Friday, May 27, 2005

Normally I respectfully disagree with the arguments on Oxblog. Yesterday, however, proved the exception.

I don't respect this post by David Adesnik at all:
MILLIONS DEAD BY ANALOGY: In a bold effort to destroy any pretense of her own detachment or objectivity, the the head of Amnesty International has described the US prison at Guantanamo Bay as "the gulag of our times".

Although the editors of the WaPo have made the right decision to single out this absurd comparison as the dumbest and most offensive remark made by AI's Secretary General, Irene Khan, this single outrage should not obscure how thoroughly offensive her entire speech was.

The purpose of Khan's speech was to introduce and summarize AI's annual report

...I presume that Khan's emphasis on the US (and the UK), reflects her knowledge that exerting pressure on the world's greatest democracies may actually result in a change of behavior, whereas Kim Jong Il and Fidel Castro couldn't care less about what Amnesty International thinks of their behavior.

This, however, is no excuse for Khan's behavior, because there are many, many nations that are susceptible to pressure and which commit atrocities far worse than anything that happened at Abu Ghraib. Let's start with Syria. Just a few months ago, I might have ignorantly said that Bashar would never listen to foreign critics. But now he has no choice, and Amnesty should recognize how much good it might accomplish by emphasizing Syrian brutality.

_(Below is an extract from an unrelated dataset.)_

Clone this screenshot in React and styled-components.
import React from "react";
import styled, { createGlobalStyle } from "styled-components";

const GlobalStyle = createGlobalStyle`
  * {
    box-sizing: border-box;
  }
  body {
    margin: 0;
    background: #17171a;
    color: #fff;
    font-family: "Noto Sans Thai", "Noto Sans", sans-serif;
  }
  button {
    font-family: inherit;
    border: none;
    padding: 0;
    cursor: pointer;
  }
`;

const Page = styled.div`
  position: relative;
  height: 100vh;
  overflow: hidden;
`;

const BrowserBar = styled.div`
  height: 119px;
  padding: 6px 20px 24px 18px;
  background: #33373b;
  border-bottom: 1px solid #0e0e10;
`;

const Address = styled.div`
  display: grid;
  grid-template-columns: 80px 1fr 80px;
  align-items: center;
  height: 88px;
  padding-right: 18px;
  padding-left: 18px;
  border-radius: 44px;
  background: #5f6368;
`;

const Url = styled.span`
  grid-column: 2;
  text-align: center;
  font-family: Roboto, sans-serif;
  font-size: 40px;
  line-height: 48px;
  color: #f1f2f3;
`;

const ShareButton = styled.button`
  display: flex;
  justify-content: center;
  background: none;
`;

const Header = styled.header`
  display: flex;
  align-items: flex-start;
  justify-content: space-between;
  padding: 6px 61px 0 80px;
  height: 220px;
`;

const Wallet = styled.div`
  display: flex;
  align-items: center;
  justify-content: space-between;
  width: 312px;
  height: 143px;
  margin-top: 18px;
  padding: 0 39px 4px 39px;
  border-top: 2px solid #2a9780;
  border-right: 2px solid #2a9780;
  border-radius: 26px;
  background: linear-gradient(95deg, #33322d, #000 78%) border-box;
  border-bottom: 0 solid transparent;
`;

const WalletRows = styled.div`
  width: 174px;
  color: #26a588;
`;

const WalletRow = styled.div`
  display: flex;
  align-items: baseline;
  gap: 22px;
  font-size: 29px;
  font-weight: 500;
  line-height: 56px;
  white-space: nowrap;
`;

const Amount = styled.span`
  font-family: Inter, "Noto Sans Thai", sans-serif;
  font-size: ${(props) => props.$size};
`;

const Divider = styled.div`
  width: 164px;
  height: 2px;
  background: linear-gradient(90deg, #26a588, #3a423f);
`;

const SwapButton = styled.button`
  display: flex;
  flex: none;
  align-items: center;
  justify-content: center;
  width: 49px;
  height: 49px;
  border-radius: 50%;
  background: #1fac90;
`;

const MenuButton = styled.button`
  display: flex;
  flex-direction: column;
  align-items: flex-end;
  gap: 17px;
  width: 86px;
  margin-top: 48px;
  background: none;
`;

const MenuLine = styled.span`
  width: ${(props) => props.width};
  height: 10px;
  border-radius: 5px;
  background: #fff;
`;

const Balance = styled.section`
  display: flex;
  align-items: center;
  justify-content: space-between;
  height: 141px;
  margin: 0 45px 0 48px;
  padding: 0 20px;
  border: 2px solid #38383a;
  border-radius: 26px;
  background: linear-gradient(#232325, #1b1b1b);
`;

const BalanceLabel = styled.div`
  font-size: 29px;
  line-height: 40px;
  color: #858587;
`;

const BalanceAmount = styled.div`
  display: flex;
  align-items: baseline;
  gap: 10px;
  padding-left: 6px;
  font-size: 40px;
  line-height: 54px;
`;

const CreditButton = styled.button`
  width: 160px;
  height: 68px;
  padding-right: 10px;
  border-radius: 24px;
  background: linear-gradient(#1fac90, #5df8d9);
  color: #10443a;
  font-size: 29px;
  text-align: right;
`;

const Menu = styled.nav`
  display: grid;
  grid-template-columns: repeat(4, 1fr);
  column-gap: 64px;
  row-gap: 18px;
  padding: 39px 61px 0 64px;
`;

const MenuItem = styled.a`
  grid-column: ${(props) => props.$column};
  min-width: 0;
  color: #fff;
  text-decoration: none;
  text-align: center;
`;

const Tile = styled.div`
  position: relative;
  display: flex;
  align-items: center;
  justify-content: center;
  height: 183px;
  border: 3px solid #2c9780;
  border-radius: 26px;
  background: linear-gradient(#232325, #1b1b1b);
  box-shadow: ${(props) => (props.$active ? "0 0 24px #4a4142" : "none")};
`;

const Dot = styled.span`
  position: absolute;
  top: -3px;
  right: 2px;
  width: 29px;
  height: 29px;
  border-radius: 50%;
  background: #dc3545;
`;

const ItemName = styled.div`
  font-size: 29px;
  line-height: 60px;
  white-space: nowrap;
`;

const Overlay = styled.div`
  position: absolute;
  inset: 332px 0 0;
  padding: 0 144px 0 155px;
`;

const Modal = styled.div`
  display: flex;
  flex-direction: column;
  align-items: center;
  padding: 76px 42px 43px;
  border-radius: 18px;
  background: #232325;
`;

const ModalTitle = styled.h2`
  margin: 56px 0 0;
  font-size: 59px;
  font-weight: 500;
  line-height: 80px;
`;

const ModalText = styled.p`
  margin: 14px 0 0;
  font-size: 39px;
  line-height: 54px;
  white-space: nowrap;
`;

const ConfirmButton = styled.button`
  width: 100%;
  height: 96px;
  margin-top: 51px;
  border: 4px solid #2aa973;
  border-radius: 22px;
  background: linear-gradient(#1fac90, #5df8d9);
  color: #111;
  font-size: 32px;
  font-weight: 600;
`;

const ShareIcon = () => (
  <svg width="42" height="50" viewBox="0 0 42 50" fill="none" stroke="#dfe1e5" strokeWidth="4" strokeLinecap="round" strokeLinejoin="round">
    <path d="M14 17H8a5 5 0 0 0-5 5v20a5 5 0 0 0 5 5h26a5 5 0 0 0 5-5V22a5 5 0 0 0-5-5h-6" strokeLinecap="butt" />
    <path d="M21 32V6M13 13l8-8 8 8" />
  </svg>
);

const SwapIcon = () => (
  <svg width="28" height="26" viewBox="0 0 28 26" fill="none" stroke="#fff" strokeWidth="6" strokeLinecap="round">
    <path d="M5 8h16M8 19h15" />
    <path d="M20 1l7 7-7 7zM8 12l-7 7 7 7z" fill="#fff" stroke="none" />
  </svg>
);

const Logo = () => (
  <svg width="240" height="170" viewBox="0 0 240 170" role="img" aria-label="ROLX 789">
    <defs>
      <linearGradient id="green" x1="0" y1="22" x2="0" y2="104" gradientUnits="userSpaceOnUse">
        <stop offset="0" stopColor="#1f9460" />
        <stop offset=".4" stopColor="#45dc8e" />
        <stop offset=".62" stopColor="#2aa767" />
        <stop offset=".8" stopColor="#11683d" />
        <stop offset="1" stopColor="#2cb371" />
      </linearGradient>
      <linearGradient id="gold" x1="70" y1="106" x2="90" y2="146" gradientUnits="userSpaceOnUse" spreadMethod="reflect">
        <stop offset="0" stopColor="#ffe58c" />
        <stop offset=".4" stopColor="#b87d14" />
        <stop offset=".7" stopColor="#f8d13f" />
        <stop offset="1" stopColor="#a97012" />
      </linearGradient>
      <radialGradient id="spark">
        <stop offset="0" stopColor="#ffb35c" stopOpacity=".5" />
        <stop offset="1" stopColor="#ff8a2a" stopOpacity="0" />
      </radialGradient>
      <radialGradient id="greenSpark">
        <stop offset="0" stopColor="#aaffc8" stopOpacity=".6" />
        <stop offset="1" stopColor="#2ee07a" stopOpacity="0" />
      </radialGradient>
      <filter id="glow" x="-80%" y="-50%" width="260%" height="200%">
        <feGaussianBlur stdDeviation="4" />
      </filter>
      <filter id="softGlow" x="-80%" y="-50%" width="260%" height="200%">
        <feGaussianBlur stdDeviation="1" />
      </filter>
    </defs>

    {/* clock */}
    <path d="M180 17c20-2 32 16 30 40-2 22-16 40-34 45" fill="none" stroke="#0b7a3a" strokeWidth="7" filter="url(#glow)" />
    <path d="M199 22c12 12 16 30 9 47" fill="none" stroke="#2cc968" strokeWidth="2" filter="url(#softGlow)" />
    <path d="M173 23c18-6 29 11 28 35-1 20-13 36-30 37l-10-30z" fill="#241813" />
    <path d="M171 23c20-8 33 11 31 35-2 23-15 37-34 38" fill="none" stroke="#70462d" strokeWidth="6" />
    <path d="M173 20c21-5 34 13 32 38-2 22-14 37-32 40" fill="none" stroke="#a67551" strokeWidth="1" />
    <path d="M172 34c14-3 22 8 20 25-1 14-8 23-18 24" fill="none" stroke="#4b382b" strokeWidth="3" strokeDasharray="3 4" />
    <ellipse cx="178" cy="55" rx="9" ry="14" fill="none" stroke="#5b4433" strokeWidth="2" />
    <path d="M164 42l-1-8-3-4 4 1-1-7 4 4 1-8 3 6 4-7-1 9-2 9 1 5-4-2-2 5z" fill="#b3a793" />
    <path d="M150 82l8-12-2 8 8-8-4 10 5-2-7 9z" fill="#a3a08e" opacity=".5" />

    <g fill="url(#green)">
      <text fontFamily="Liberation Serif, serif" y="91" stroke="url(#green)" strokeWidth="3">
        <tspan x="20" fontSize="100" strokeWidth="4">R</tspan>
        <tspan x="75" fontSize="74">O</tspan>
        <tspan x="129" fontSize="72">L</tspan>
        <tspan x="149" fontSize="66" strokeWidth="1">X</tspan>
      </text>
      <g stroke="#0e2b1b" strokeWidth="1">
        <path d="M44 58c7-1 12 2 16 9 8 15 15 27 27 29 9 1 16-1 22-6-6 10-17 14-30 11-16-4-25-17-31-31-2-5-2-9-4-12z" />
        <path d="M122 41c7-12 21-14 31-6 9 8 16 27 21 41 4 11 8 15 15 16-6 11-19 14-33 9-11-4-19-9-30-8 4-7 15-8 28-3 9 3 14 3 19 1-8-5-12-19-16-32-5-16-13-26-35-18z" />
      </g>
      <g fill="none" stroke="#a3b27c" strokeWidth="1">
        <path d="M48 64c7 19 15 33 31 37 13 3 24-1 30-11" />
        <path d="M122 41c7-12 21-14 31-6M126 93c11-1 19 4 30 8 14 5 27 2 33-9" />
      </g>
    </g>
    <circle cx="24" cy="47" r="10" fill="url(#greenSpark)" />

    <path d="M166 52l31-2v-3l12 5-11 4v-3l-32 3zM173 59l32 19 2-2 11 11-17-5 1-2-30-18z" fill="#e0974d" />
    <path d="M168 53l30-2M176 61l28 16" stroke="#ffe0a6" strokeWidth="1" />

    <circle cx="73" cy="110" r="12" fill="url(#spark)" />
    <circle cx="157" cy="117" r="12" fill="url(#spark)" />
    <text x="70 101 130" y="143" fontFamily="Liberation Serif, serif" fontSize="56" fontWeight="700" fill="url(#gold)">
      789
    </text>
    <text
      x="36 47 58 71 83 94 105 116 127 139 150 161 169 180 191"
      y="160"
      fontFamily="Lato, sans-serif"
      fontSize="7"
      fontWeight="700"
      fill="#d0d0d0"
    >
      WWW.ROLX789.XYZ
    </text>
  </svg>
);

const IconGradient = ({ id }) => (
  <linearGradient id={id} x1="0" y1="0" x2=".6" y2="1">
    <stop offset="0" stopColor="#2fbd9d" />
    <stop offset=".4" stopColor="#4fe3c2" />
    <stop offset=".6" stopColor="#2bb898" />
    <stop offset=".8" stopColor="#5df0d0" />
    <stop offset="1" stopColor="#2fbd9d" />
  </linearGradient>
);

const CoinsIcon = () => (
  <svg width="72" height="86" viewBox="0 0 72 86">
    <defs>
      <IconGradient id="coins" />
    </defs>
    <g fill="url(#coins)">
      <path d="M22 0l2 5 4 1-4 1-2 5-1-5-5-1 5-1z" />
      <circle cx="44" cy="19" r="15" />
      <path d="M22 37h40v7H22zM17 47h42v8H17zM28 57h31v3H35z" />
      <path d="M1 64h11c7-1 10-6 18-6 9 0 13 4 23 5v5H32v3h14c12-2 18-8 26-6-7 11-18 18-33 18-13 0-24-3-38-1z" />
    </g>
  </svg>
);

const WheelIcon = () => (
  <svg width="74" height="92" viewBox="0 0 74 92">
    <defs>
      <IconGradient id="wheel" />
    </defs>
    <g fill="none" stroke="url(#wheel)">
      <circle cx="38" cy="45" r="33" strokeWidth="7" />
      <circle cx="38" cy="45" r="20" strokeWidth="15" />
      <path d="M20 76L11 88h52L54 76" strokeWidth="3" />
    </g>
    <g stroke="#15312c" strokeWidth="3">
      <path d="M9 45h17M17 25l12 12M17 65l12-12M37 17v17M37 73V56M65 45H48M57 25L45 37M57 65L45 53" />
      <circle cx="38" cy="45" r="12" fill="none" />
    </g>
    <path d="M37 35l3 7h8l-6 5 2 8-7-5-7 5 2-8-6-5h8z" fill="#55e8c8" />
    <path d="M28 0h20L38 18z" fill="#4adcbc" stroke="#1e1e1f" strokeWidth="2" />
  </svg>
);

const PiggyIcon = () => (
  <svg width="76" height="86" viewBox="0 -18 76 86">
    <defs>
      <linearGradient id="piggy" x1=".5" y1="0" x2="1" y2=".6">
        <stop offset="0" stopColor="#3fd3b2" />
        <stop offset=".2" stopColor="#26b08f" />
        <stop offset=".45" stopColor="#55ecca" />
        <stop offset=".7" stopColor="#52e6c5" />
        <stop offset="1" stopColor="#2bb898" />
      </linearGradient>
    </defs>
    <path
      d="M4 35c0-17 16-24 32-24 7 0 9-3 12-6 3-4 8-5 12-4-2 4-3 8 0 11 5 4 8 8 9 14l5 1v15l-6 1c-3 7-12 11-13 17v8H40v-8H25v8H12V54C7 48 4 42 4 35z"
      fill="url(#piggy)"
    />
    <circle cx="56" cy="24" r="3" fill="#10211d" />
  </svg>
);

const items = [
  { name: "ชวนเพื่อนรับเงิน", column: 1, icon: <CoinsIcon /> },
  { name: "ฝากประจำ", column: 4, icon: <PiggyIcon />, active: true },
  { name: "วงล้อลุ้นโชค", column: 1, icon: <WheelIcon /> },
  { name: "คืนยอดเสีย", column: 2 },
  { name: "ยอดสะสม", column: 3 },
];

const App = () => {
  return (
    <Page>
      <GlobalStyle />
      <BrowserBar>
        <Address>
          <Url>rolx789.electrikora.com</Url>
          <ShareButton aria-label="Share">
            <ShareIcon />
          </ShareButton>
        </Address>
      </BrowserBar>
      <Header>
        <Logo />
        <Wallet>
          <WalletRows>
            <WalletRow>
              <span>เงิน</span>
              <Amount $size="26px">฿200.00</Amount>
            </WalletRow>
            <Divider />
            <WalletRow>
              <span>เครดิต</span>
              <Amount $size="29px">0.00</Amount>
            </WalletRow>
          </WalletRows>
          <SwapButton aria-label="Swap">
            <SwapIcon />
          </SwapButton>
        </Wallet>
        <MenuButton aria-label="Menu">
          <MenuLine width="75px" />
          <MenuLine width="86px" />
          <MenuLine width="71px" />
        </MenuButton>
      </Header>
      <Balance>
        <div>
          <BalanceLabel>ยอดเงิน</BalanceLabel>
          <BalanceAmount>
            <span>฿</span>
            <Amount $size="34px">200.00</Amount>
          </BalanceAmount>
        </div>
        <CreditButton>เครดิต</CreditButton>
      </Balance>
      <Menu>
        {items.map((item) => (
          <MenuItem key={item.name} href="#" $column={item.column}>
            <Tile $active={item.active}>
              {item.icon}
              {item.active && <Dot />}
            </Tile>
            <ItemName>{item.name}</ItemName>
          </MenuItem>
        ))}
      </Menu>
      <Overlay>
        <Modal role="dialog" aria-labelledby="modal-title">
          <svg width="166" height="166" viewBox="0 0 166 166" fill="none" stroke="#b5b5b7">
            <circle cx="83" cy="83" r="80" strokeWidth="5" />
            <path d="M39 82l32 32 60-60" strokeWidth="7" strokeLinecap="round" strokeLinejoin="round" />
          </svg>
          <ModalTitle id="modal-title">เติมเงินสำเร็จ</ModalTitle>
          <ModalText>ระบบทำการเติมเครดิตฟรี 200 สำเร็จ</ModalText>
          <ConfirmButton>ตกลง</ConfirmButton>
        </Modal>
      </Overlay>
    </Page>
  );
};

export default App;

Of course, there is a chapter on Syria in AI's annual report. The same is true of CubaNorth Korea. But when the head of the organization singles out the US and UK for criticism, she lets the Cubans, Syrians and North Koreans know that they are not her biggest concern. It's exactly the same as when Bush singles out Egypt for criticism but lets Pakistan and Saudi Arabia slide.

At least Bush can say in his own defense that the Saudis and Pakistanis are helping us fight the war on terror. Amnesty could never say that the Cubans, Syrians, or North Koreans are doing anything to make the world a better place.
Admittedly, the "gulag" comment was a bit of a stretch. But the general idea that structural similarities exist between what is happening at Guantanamo Bay and what did happen in some of the more repressive regimes of the past is very much fair game.

More to the point though, what really bothers me is the disputational tack that Adesnik takes. Note that he never outright defends the behavior of the American military. Rather, he tries to direct blame elsewhere. The U.S.? How dare Amnesty International point the finger at the U.S. -- doesn't it know Cuba, Syria, & North Korea are far worse?

Please. That Cuba, Syria, and North Korea are far worse is precisely the point: it is utterly shameful that grounds for comparison should even exist between those countries and a constitutional democracy.

Left or right, Adesnik's argument represents the blogosphere at its worst. Beneath his pedantry lies only the sandbox tactic of deflecting self-criticism by pointing the finger at everyone else. An Oxford student should know better.